WHAT TO PRODUCE =
Can you transcribe every line exactly and leave the pictures behind?

···

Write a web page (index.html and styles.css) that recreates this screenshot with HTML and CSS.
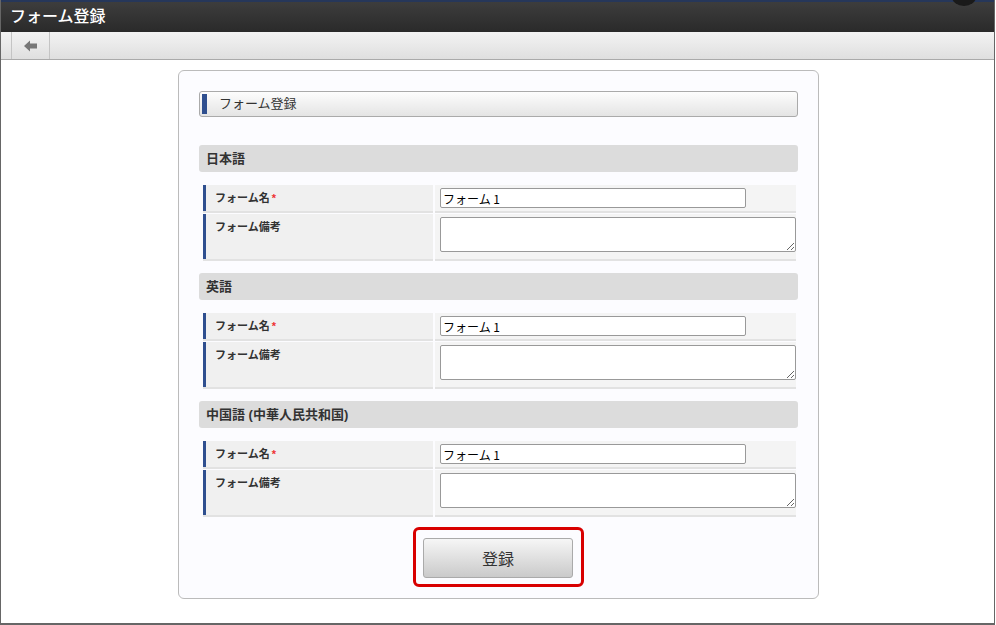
FILE: index.html
```html
<!DOCTYPE html>
<html lang="ja">
<head>
    <meta charset="UTF-8">
    <meta name="viewport" content="width=device-width, initial-scale=1.0">
    <title>フォーム登録</title>
    <link rel="stylesheet" href="styles.css">
</head>
<body>
    <div class="frame">
        <header class="header">
            <h1 class="header-title">フォーム登録</h1>
            <span class="avatar"></span>
        </header>
        <div class="toolbar">
            <a href="#" class="back-btn">
                <svg width="14" height="12" viewBox="0 0 14 12">
                    <path d="M0 6 L6 0.5 L6 3.5 L13 3.5 L13 8.5 L6 8.5 L6 11.5 Z" fill="#777"/>
                </svg>
            </a>
        </div>

        <div class="page">
            <div class="form-container">
                <div class="form-title">フォーム登録</div>

                <div class="section-title">日本語</div>
                <div class="form-table">
                    <div class="label-cell">フォーム名<span class="req">*</span></div>
                    <div class="input-cell"><input type="text" value="フォーム 1"></div>
                    <div class="label-cell tall">フォーム備考</div>
                    <div class="input-cell"><textarea></textarea></div>
                </div>

                <div class="section-title">英語</div>
                <div class="form-table">
                    <div class="label-cell">フォーム名<span class="req">*</span></div>
                    <div class="input-cell"><input type="text" value="フォーム 1"></div>
                    <div class="label-cell tall">フォーム備考</div>
                    <div class="input-cell"><textarea></textarea></div>
                </div>

                <div class="section-title">中国語 (中華人民共和国)</div>
                <div class="form-table">
                    <div class="label-cell">フォーム名<span class="req">*</span></div>
                    <div class="input-cell"><input type="text" value="フォーム 1"></div>
                    <div class="label-cell tall">フォーム備考</div>
                    <div class="input-cell"><textarea></textarea></div>
                </div>

                <div class="actions">
                    <div class="highlight">
                        <button type="submit">登録</button>
                    </div>
                </div>
            </div>
        </div>
    </div>
</body>
</html>
```

FILE: styles.css
```css
body {
    margin: 0;
    padding: 0;
    font-family: "Liberation Sans", "Noto Sans CJK JP", sans-serif;
    background-color: #fff;
    color: #333;
}
.frame {
    width: 995px;
    height: 625px;
    box-sizing: border-box;
    border-left: 1px solid #666;
    border-right: 1px solid #666;
    border-bottom: 2px solid #666;
    overflow: hidden;
}
.header {
    position: relative;
    height: 30px;
    border-top: 2px solid #26375a;
    background: linear-gradient(#3d3d3d, #2a2a2a);
}
.header-title {
    margin: 0;
    padding-left: 9px;
    font-size: 16px;
    font-weight: 500;
    line-height: 30px;
    color: #fff;
}
.avatar {
    position: absolute;
    top: -14px;
    right: 18px;
    width: 24px;
    height: 18px;
    border-radius: 50%;
    background-color: #1a1a1a;
}
.toolbar {
    height: 27px;
    padding-left: 10px;
    background: linear-gradient(#f3f3f3, #dfdfdf);
    border-bottom: 1px solid #aaa;
    display: flex;
}
.back-btn {
    width: 37px;
    display: flex;
    justify-content: center;
    align-items: center;
    border-left: 1px solid #c4c4c4;
    border-right: 1px solid #c4c4c4;
}
.page {
    padding-left: 2px;
}
.form-container {
    width: 599px;
    margin: 10px auto 0;
    padding: 20px 20px 11px;
    background-color: #fcfcff;
    border: 1px solid #bbb;
    border-radius: 6px;
}
.form-title {
    position: relative;
    height: 24px;
    line-height: 24px;
    padding-left: 19px;
    font-size: 13px;
    color: #333;
    border: 1px solid #aaa;
    border-radius: 3px;
    background: linear-gradient(#fdfdfd, #e4e4e4);
}
.form-title::before {
    content: "";
    position: absolute;
    left: 2px;
    top: 2px;
    width: 5px;
    height: 20px;
    background-color: #2f4f8f;
}
.section-title {
    margin-top: 28px;
    height: 27px;
    line-height: 27px;
    padding-left: 7px;
    font-size: 13px;
    font-weight: bold;
    color: #333;
    background-color: #dcdcdc;
    border-radius: 3px;
}
.form-table {
    display: grid;
    grid-template-columns: 232px 1fr;
    gap: 3px 2px;
    padding: 0 2px;
    margin: 13px 0 -14px;
}
.label-cell {
    height: 26px;
    box-sizing: border-box;
    padding: 4px 0 0 9px;
    font-size: 11px;
    font-weight: bold;
    color: #333;
    background-color: #f0f0f0;
    border-left: 3px solid #2f4f8f;
    margin-left: 2px;
    box-shadow: 0 2px 0 #e2e2e2;
}
.label-cell.tall {
    height: 45px;
}
.req {
    color: #e33;
    margin-left: 2px;
}
.input-cell {
    background-color: #f4f4f4;
    padding: 3px 0 0 5px;
    box-shadow: 0 2px 0 #e2e2e2;
}
input {
    width: 306px;
    height: 20px;
    box-sizing: border-box;
    padding: 0 2px;
    border: 1px solid #999;
    border-radius: 2px;
    font-family: "Noto Sans CJK JP", sans-serif;
    font-size: 12px;
    color: #000;
    background-color: #fff;
}
textarea {
    display: block;
    width: 356px;
    height: 35px;
    box-sizing: border-box;
    margin: 0;
    border: 1px solid #999;
    border-radius: 2px;
    background-color: #fff;
}
.actions {
    margin-top: 26px;
    display: flex;
    justify-content: center;
}
.highlight {
    padding: 8px 8px 6px 7px;
    border: 3px solid #d80000;
    border-radius: 6px;
}
button {
    width: 150px;
    height: 40px;
    border: 1px solid #aaa;
    border-radius: 3px;
    background: linear-gradient(#f6f6f6, #cacaca);
    font-family: "Noto Sans CJK JP", sans-serif;
    font-size: 16px;
    color: #333;
    cursor: pointer;
}
```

···

WRITTEN SOLUTION =
Write a web page (index.html and styles.css) that recreates this screenshot with HTML and CSS.
FILE: index.html
```html
<!DOCTYPE html>
<html lang="ja">
<head>
    <meta charset="UTF-8">
    <meta name="viewport" content="width=device-width, initial-scale=1.0">
    <title>フォーム登録</title>
    <link rel="stylesheet" href="styles.css">
</head>
<body>
    <div class="frame">
        <header class="header">
            <h1 class="header-title">フォーム登録</h1>
            <span class="avatar"></span>
        </header>
        <div class="toolbar">
            <a href="#" class="back-btn">
                <svg width="14" height="12" viewBox="0 0 14 12">
                    <path d="M0 6 L6 0.5 L6 3.5 L13 3.5 L13 8.5 L6 8.5 L6 11.5 Z" fill="#777"/>
                </svg>
            </a>
        </div>

        <div class="page">
            <div class="form-container">
                <div class="form-title">フォーム登録</div>

                <div class="section-title">日本語</div>
                <div class="form-table">
                    <div class="label-cell">フォーム名<span class="req">*</span></div>
                    <div class="input-cell"><input type="text" value="フォーム 1"></div>
                    <div class="label-cell tall">フォーム備考</div>
                    <div class="input-cell"><textarea></textarea></div>
                </div>

                <div class="section-title">英語</div>
                <div class="form-table">
                    <div class="label-cell">フォーム名<span class="req">*</span></div>
                    <div class="input-cell"><input type="text" value="フォーム 1"></div>
                    <div class="label-cell tall">フォーム備考</div>
                    <div class="input-cell"><textarea></textarea></div>
                </div>

                <div class="section-title">中国語 (中華人民共和国)</div>
                <div class="form-table">
                    <div class="label-cell">フォーム名<span class="req">*</span></div>
                    <div class="input-cell"><input type="text" value="フォーム 1"></div>
                    <div class="label-cell tall">フォーム備考</div>
                    <div class="input-cell"><textarea></textarea></div>
                </div>

                <div class="actions">
                    <div class="highlight">
                        <button type="submit">登録</button>
                    </div>
                </div>
            </div>
        </div>
    </div>
</body>
</html>
```

FILE: styles.css
```css
body {
    margin: 0;
    padding: 0;
    font-family: "Liberation Sans", "Noto Sans CJK JP", sans-serif;
    background-color: #fff;
    color: #333;
}
.frame {
    width: 995px;
    height: 625px;
    box-sizing: border-box;
    border-left: 1px solid #666;
    border-right: 1px solid #666;
    border-bottom: 2px solid #666;
    overflow: hidden;
}
.header {
    position: relative;
    height: 30px;
    border-top: 2px solid #26375a;
    background: linear-gradient(#3d3d3d, #2a2a2a);
}
.header-title {
    margin: 0;
    padding-left: 9px;
    font-size: 16px;
    font-weight: 500;
    line-height: 30px;
    color: #fff;
}
.avatar {
    position: absolute;
    top: -14px;
    right: 18px;
    width: 24px;
    height: 18px;
    border-radius: 50%;
    background-color: #1a1a1a;
}
.toolbar {
    height: 27px;
    padding-left: 10px;
    background: linear-gradient(#f3f3f3, #dfdfdf);
    border-bottom: 1px solid #aaa;
    display: flex;
}
.back-btn {
    width: 37px;
    display: flex;
    justify-content: center;
    align-items: center;
    border-left: 1px solid #c4c4c4;
    border-right: 1px solid #c4c4c4;
}
.page {
    padding-left: 2px;
}
.form-container {
    width: 599px;
    margin: 10px auto 0;
    padding: 20px 20px 11px;
    background-color: #fcfcff;
    border: 1px solid #bbb;
    border-radius: 6px;
}
.form-title {
    position: relative;
    height: 24px;
    line-height: 24px;
    padding-left: 19px;
    font-size: 13px;
    color: #333;
    border: 1px solid #aaa;
    border-radius: 3px;
    background: linear-gradient(#fdfdfd, #e4e4e4);
}
.form-title::before {
    content: "";
    position: absolute;
    left: 2px;
    top: 2px;
    width: 5px;
    height: 20px;
    background-color: #2f4f8f;
}
.section-title {
    margin-top: 28px;
    height: 27px;
    line-height: 27px;
    padding-left: 7px;
    font-size: 13px;
    font-weight: bold;
    color: #333;
    background-color: #dcdcdc;
    border-radius: 3px;
}
.form-table {
    display: grid;
    grid-template-columns: 232px 1fr;
    gap: 3px 2px;
    padding: 0 2px;
    margin: 13px 0 -14px;
}
.label-cell {
    height: 26px;
    box-sizing: border-box;
    padding: 4px 0 0 9px;
    font-size: 11px;
    font-weight: bold;
    color: #333;
    background-color: #f0f0f0;
    border-left: 3px solid #2f4f8f;
    margin-left: 2px;
    box-shadow: 0 2px 0 #e2e2e2;
}
.label-cell.tall {
    height: 45px;
}
.req {
    color: #e33;
    margin-left: 2px;
}
.input-cell {
    background-color: #f4f4f4;
    padding: 3px 0 0 5px;
    box-shadow: 0 2px 0 #e2e2e2;
}
input {
    width: 306px;
    height: 20px;
    box-sizing: border-box;
    padding: 0 2px;
    border: 1px solid #999;
    border-radius: 2px;
    font-family: "Noto Sans CJK JP", sans-serif;
    font-size: 12px;
    color: #000;
    background-color: #fff;
}
textarea {
    display: block;
    width: 356px;
    height: 35px;
    box-sizing: border-box;
    margin: 0;
    border: 1px solid #999;
    border-radius: 2px;
    background-color: #fff;
}
.actions {
    margin-top: 26px;
    display: flex;
    justify-content: center;
}
.highlight {
    padding: 8px 8px 6px 7px;
    border: 3px solid #d80000;
    border-radius: 6px;
}
button {
    width: 150px;
    height: 40px;
    border: 1px solid #aaa;
    border-radius: 3px;
    background: linear-gradient(#f6f6f6, #cacaca);
    font-family: "Noto Sans CJK JP", sans-serif;
    font-size: 16px;
    color: #333;
    cursor: pointer;
}
```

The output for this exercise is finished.